I will admit: something strange happened to me when I first started reading River of Smoke. After the first thirty pages, I lost all concentration and recalled only bits and pieces of what I had read. I decided to stop reading; I was worried that something about the novel was not grabbing me, that perhaps, I might not even be able to read it. This kind of reading experience has not happened to me in a very long time, so as I gave it a second go about a week later, I figured out what the issue was. The first 100 or so pages are primarily analeptic narratives that are fragmented by the sheer amount of characters that Ghosh includes. The ethnographic quality of the novel is certainly impressive, but as each character must get his or her own backstory, the novel’s forward movement is always in question. Though ships are all over this novel, attempting to get from one destination or another, there is a tremendous sense of retrogression, so much so that we can’t help but think that’s part of the whole game plan.

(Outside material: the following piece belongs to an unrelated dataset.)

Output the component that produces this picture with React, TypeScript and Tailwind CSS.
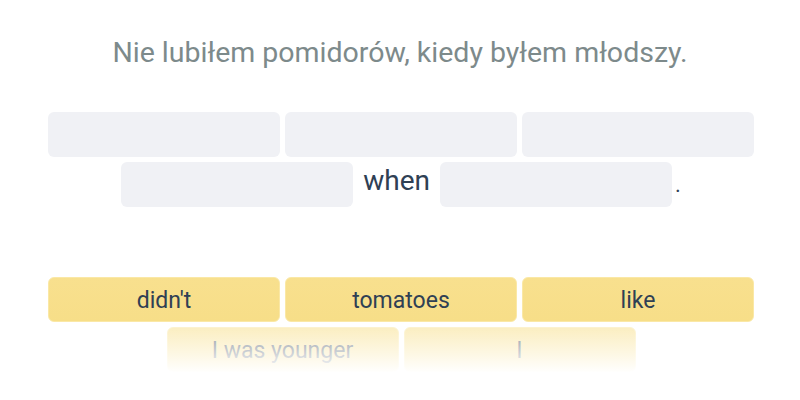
const chips = ["didn't", 'tomatoes', 'like', 'I was younger', 'I'];

function Blank() {
  return <div className="h-[45px] w-[232px] rounded-md bg-[#f0f1f5]" />;
}

function Chip({ label }: { label: string }) {
  return (
    <div className="flex h-[45px] w-[232px] items-center justify-center rounded-md border border-[#fae8a6] bg-gradient-to-b from-[#f8e08e] to-[#f7de88] pt-[3px] text-[23px] text-[#2f4054]">
      {label}
    </div>
  );
}

export default function App() {
  return (
    <div className="h-[400px] w-[800px] overflow-hidden bg-white font-['Roboto',sans-serif]">
      <div className="pt-[35px] text-center text-[28.5px] leading-9 text-[#7d8a8b]">
        Nie lubiłem pomidorów, kiedy byłem młodszy.
      </div>

      <div className="ml-[48px] mt-[41px] flex w-[706px] flex-wrap justify-center gap-[5px]">
        <Blank />
        <Blank />
        <Blank />
        <div className="flex items-center gap-[6px]">
          <Blank />
          <span className="px-1 pb-[7px] text-[28px] leading-none text-[#2f4054]">when</span>
          <Blank />
          <span className="-ml-[3px] text-[22px] text-[#2f4054]">.</span>
        </div>
      </div>

      <div className="relative ml-[48px] mt-[70px] w-[706px]">
        <div className="flex flex-wrap justify-center gap-[5px]">
          {chips.map((c) => (
            <Chip key={c} label={c} />
          ))}
        </div>
        <div className="absolute inset-x-0 top-[46px] h-[50px] bg-gradient-to-b from-white/40 to-white" />
      </div>
    </div>
  );
}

So, finally, we come to the second installment in a planned trilogy by Ghosh; he started it all with Sea of Poppies, which primarily focused on one ship, the Ibis. In book two, River of Smoke, we’ve added Redruth and Anahita to the list. The Ibis was all about coolie labor, but the Redruth and Anahita remind us of that ways that colonialism not only transformed bodies into commodities, but certain kinds of plants and flora. Indeed, Redruth and Anahita are both involved in various forms of trade related to opium, in the former, and tea and other such plants in the latter. The Redruth is helmed by Frederick Penrose; he forges a strong, paternal bond to Paulette Lambert, the young French girl, who had originally stowed away on the Ibis. The Anahita is helmed by Bahram Modi; he is hauling a precious and large cargo of opium, which is to be traded in Canton. Indeed, both the Anahita and the Redruth are headed to the same area. The main narrative though eventually focuses on the Anahita due to the impending opium crises. The Chinese do not want opium to be traded within the national boundaries and will not allow the drugs to be smuggled into the country. For those like Bahram, who have already made the trip and have considerable cargo to unload in some form, this pronouncement comes as a very bitter pill. Thus, given the historical backdrop of the Opium Wars, we know that the tension between European traders who seek to uphold tree trade and the Chinese government will continue to ratchet up to a higher and higher level. At the same time, we know that we are prior to the nuclear age, the Cold War, and fighter planes, so that we know any armed conflict on a large scale can only occur through the sea. The other interesting element about this novel is the way that Ghosh makes clear how heterogeneous the seafaring community was—so much so that creoles emerge routinely and linguistic cross-pollination seems commonplace. The question of national and ethnic identity seems to be at issue here precisely because so many of the traders, adventurers, shipmates, explorers, among others, simply seem prepared for the kind of diversity that will fall before them. It will be interesting to see how Ghosh wraps up the trilogy, but in the meantime, you can feast your readerly eyes on yet another epic installment in the Ibis Trilogy.